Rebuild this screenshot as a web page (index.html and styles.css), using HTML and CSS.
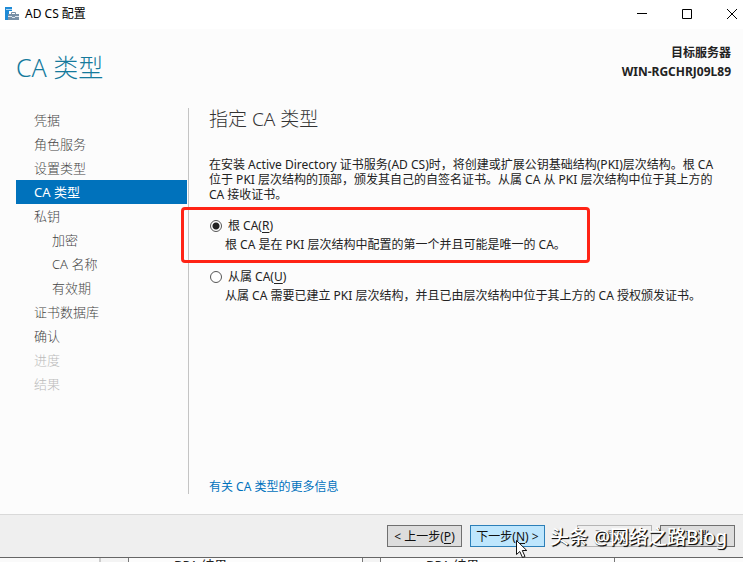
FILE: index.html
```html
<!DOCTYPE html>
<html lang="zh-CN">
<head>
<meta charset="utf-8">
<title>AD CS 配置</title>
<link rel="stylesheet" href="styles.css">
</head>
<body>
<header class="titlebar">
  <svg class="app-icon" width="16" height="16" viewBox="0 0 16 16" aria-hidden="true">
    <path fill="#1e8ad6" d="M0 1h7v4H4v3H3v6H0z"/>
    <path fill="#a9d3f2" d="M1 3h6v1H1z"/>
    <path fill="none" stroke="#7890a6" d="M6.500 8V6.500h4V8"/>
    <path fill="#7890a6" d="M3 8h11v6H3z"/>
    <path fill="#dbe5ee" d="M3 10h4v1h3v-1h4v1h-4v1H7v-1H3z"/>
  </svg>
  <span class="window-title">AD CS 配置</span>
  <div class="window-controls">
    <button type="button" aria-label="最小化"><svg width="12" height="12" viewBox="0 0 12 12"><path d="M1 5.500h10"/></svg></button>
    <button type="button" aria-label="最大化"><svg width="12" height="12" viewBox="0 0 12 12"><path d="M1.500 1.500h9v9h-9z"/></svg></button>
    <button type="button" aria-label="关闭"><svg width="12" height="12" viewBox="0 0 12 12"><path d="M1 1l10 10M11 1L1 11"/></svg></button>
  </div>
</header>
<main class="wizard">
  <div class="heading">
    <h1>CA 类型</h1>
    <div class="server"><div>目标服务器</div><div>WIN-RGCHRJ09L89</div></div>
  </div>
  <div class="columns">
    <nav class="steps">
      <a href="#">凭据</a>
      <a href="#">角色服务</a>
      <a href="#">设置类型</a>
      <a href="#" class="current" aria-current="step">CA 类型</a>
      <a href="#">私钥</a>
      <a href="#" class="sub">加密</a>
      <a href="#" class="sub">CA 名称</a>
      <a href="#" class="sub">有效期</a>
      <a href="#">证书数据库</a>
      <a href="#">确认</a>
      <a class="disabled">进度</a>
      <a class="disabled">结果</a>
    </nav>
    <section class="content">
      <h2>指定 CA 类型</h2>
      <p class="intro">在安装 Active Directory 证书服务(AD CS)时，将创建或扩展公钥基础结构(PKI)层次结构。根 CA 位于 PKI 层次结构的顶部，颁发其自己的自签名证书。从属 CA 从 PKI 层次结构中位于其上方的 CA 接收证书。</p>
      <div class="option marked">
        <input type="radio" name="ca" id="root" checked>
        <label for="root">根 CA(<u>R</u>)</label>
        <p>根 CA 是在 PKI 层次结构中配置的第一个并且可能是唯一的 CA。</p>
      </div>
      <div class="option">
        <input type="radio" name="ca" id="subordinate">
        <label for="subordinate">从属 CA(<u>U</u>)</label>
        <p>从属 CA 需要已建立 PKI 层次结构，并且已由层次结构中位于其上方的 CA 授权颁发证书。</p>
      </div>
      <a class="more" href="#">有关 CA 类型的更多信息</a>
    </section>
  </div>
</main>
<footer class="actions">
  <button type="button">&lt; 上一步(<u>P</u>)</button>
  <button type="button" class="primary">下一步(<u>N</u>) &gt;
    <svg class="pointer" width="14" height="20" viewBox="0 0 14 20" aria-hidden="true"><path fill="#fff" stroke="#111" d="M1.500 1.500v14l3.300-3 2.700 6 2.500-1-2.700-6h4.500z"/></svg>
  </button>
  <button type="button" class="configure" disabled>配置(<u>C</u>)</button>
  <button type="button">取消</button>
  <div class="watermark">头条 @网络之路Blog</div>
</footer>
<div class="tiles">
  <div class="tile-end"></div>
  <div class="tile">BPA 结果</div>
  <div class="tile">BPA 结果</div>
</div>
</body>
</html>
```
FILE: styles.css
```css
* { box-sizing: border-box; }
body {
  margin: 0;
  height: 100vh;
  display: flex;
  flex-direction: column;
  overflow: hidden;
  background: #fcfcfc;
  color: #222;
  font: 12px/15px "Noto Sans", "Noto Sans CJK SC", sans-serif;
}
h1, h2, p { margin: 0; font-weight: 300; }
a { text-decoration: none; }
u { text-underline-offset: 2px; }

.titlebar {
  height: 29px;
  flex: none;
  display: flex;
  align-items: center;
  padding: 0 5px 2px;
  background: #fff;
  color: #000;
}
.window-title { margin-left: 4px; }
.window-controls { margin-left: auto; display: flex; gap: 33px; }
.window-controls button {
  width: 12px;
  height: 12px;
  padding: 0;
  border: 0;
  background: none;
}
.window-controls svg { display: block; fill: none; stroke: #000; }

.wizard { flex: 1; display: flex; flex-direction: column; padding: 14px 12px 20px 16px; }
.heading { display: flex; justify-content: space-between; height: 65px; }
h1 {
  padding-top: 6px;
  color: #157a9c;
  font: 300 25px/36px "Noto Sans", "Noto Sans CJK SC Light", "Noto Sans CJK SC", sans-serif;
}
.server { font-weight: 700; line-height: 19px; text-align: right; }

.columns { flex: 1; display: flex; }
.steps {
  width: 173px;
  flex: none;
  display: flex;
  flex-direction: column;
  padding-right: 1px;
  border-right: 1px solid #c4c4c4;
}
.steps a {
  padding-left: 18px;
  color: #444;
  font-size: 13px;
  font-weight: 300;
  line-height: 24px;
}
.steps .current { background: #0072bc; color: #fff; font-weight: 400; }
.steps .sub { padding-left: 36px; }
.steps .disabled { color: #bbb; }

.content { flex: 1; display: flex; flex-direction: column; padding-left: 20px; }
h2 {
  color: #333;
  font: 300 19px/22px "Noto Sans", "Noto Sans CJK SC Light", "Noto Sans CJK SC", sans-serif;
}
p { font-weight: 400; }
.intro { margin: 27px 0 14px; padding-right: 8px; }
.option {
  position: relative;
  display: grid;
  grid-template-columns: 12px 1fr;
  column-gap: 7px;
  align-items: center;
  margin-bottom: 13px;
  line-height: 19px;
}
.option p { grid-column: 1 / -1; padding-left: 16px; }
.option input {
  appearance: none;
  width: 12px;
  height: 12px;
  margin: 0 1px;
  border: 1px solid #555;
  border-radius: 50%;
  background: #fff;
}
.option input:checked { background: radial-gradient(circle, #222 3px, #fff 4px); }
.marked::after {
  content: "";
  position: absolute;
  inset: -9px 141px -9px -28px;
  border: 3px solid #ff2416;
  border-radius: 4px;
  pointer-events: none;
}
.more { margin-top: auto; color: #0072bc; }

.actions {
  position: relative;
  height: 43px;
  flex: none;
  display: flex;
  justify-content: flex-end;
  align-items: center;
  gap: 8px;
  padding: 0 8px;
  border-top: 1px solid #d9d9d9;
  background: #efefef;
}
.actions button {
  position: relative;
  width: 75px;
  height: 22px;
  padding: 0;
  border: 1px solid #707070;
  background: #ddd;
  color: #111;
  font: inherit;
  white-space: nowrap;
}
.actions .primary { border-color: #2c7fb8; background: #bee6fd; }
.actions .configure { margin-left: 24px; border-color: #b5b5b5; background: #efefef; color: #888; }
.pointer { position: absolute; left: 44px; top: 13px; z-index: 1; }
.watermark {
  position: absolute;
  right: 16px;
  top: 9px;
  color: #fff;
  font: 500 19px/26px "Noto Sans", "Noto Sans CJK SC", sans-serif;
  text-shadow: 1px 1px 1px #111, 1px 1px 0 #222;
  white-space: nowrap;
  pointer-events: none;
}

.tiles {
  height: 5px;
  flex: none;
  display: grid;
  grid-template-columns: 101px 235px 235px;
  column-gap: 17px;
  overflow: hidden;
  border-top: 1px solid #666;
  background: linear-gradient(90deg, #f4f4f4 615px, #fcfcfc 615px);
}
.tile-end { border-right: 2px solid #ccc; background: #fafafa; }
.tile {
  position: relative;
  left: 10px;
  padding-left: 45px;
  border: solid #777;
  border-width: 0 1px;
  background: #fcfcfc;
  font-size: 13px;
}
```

-------------------------

TASK BRIEF:
Find the lines that include the string "styles", then copy each of them.

FULL RESPONSE:
Rebuild this screenshot as a web page (index.html and styles.css), using HTML and CSS.
<link rel="stylesheet" href="styles.css">
FILE: styles.css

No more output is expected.